Fact and Fiction: International Documentary and Short Film Festival of Kerala

Latest edition of International Documentary & Short Film Festival of Kerala threw up an interesting mix of documentaries.

Written by Shubhra Gupta | Updated: August 3, 2014 1:00:45 am
Fact-L The film called The Green Prince, gets Mosab on camera, to talk about how he was induced to spy on his people.

Sometimes a frisson runs down your back as you sit in the dark, watching a film. Because what you see on screen is like a mirror image of real time in a real place. One such moment happens as soon as I walk into my first film at the seventh edition of the International Documentary And Short Film Festival of Kerala (IDSFFK), in Thiruvananthapuram, held between July 18-22.

During the last few weeks, the world’s attention has been trained on the ongoing death and destruction in Gaza. And there, unfolding on screen, is a rare window to one facet of the events that have led, inexorably, to the present flare-up. At 17, Mosab, the son of a top Hamas leader, codenamed the Green Prince, was recruited by Israeli intelligence. The film, also called The Green Prince, gets Mosab on camera, to talk about how he was induced to spy on his people, and how he battled constant feelings of treason and guilt.

The film, directed by Nadav Schirman, cuts back and forth between the young Palestinian “spy” and his Israeli handler, who tells us how the prize catch was snared. It shows us how the conflict deepens as time goes on, and pushes the “green prince” to the brink: are the choices he makes as involuntary as he makes them out to be?

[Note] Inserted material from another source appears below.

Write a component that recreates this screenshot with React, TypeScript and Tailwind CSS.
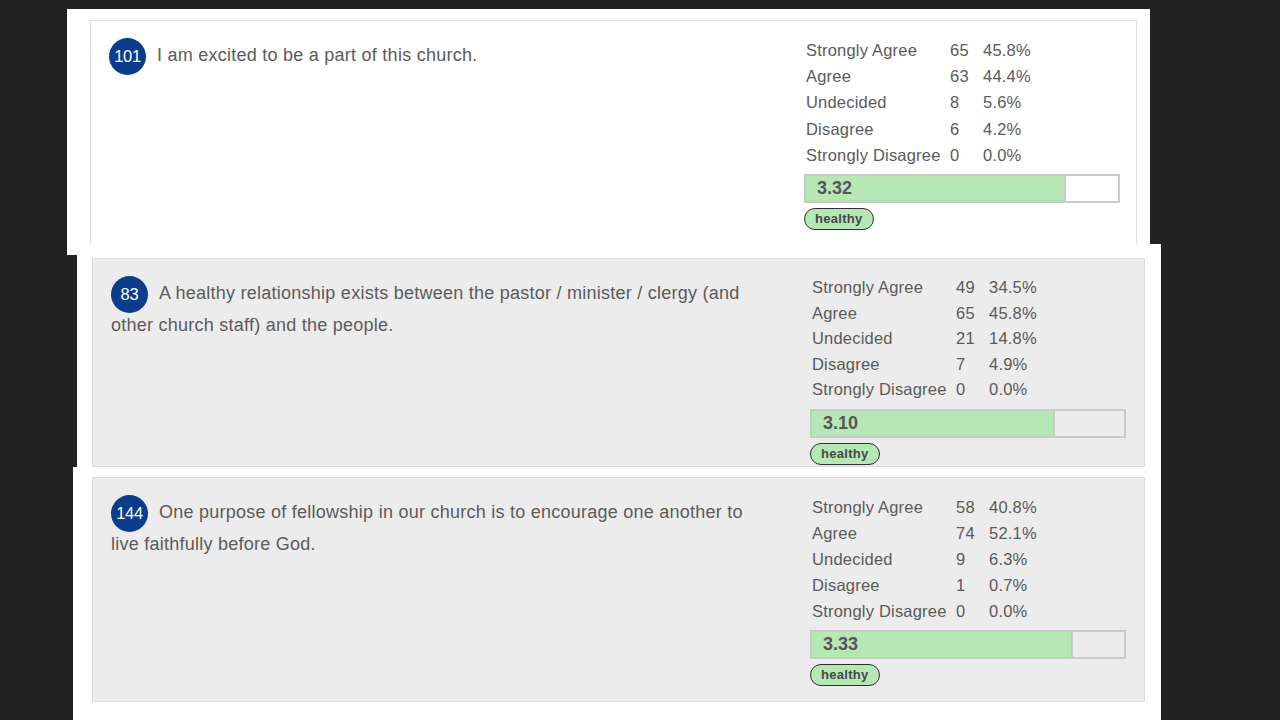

The film is important, and yet leaves you conflicted. At times it feels like a pro-Israeli showreel, and you wonder how “real” can any film be, which leaves out so much, and aligns itself with only one point of view. Just the kind of film to get you into a festival which promises a showcase of the best Indian and international documentaries which lead you to the inevitable niggle: even in a documentary, which coasts on the real, how much is real, and how much fiction.

The IDSFFK has been gaining steady visibility since it began, and has become a magnet for film makers and viewers of this genre. In my three-day stay, I manage to catch a handful of good films. I also chance upon some nice short fiction. This is something I try and dip into as much as I can, because often you discover an exciting new voice just gearing up to launch into a full-length feature.

In fact, part of the intense discussion you hear emanating from the clumps which swarm the venue and the simple but satisfying Kerala sadya (thali) place right across the road for when you need a quick bite between films, is that the doc-fest is just a stepping stone for young filmmakers who use it to test the waters.

I ask Pune-based Anupam Barve, who has just finished showing his short Afternoon, an almost dialogue-less film set in an apartment bathed in warm light, if that is the sole reason why he is here. He does have a feature in the works, he says, but being at the festival is great because of the films he can catch, and the endless exhilarating conversations around them. Which sounds about right, because that’s what film fests are for: watch till you drop, and then talk till you cannot.

The IDSFKK began small, with about 50 films. This year, it has 200 entries, and the venue is bustling with viewers — local enthusiasts and outstation delegates — rushing from one auditorium to another, though I’m told that this time the crush is less. But the festival is competitive, and offers attractive cash prizes to the winners, so the numbers look all set to grow.

How it will pan out from here on is a bit of a question mark, though. Bina Paul Venugopal, the artistic director who’s run the fest for seven years (she also ran the much bigger, 10-day prestigious international film festival which happens in December) has just quit. The IDSFKK sprang from her desire to create a separate space for non-fiction, which was getting buried at the larger festival. And it’s grown beyond her expectations. I ask her why, after building it up with such care, she’s leaving. She says it’s been a wonderful stint, but it is time to move on.

Meanwhile, I have collected some stayers. Gitanjali Rao’s vivid animated 19-minute short True Love Story makes one hopeful for the future of Indian animation. It is not as strikingly imaginative as her earlier film (Printed Rainbow) about an old lady who loves cats, but I was drawn in by True Love Story’s gorgeous colours and detailing, and the idea of a filmmaker trying to move away from the standard turgid mythological-epic recreation that plagues most Indian animated features.

The history of the Indian documentary movement is the backdrop of the moving The Last Adieu, a questing tribute by Shabnam Sukhdev to her father: Sukhdev was one of India’s most celebrated documentary filmmakers, and this engaging film takes us to an inflection point where Hindi cinema could have turned “more real”, with Sukhdev turning his gaze towards features. But he died young, and things changed.

I also enjoyed Goonga Pehelwan, a 58-minute documentary made by the enthusiastic duo Prateek Gupta and Vivek Chaudhary. It is about Virender Singh, a speech-impaired wrestler with a smiling zest for the sport. And an 11-minute short, You And Me, by Tanushree Das. It melds text messages and images to tell a story about people trying to connect, and forms an intriguing end-note to the festival.